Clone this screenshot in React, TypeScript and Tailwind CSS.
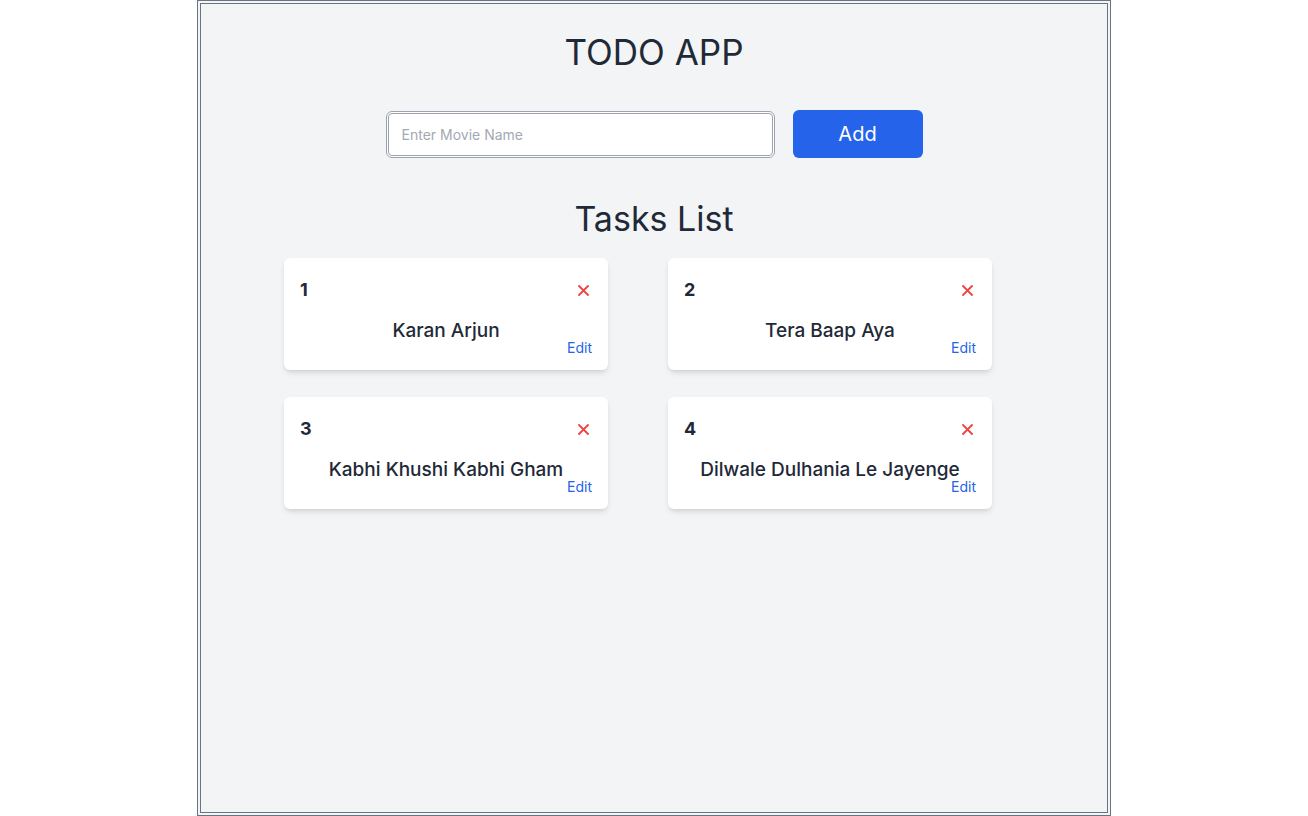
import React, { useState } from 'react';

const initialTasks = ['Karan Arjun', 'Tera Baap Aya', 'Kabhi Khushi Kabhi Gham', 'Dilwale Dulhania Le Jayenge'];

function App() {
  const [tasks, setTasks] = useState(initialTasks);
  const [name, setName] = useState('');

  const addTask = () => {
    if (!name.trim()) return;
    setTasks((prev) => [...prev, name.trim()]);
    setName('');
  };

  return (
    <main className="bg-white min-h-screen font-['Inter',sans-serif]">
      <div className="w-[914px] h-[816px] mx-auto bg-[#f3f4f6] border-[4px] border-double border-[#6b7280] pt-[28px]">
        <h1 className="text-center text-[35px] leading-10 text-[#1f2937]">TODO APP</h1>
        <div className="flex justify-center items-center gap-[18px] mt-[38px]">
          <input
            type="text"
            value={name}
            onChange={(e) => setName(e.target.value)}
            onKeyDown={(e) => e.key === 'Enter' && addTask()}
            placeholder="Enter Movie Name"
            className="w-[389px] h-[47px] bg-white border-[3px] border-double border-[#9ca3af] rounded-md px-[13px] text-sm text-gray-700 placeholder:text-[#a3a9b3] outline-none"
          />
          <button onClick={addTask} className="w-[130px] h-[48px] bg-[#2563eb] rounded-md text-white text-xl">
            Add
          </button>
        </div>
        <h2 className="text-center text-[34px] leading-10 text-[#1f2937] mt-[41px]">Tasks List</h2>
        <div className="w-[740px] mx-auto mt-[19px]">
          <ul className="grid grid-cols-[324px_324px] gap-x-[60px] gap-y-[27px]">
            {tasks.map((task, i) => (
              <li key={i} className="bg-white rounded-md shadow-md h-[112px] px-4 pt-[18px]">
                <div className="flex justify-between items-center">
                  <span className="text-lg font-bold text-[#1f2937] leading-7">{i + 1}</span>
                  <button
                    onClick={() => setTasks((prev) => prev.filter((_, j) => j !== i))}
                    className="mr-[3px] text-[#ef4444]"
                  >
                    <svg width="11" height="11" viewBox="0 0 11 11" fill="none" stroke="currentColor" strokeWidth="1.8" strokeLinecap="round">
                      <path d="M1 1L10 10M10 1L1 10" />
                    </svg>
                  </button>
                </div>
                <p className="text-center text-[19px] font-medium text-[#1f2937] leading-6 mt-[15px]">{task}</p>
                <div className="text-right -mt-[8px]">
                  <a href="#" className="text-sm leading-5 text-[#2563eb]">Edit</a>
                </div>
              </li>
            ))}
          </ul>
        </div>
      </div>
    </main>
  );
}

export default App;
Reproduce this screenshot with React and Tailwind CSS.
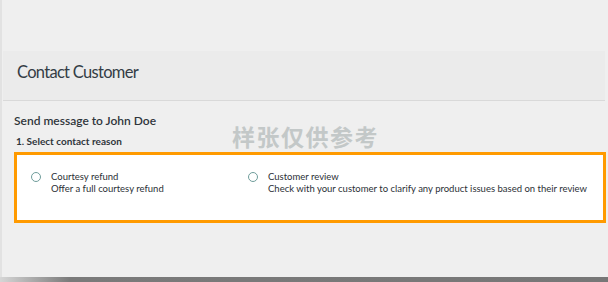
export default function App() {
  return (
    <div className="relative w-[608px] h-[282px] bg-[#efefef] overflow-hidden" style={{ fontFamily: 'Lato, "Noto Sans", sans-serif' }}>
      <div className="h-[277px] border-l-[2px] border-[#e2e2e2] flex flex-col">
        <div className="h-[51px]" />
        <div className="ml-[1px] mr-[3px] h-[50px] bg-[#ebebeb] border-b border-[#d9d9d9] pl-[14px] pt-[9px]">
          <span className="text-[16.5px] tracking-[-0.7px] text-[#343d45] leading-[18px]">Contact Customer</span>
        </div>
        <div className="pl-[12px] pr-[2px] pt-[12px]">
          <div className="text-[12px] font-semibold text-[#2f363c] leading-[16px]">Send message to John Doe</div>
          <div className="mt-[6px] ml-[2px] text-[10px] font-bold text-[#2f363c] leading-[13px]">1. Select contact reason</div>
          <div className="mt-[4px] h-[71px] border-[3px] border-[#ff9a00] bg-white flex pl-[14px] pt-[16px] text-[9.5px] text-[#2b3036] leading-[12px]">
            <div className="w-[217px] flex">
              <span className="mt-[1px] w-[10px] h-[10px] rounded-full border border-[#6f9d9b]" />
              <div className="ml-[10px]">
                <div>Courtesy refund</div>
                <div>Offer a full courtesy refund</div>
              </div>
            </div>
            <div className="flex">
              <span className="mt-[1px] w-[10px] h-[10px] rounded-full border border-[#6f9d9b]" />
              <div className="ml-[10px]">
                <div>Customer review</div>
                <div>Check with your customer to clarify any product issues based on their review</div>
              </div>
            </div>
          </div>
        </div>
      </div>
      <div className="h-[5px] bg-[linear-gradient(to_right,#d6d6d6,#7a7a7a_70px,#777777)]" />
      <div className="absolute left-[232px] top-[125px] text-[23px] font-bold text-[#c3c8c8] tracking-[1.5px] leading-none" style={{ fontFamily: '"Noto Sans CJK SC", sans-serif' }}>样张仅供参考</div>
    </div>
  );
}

## Work to complete
Lines that hold "screenshot" are the ones to copy; find all of them.

## Task response
Clone this screenshot in React, TypeScript and Tailwind CSS.
Reproduce this screenshot with React and Tailwind CSS.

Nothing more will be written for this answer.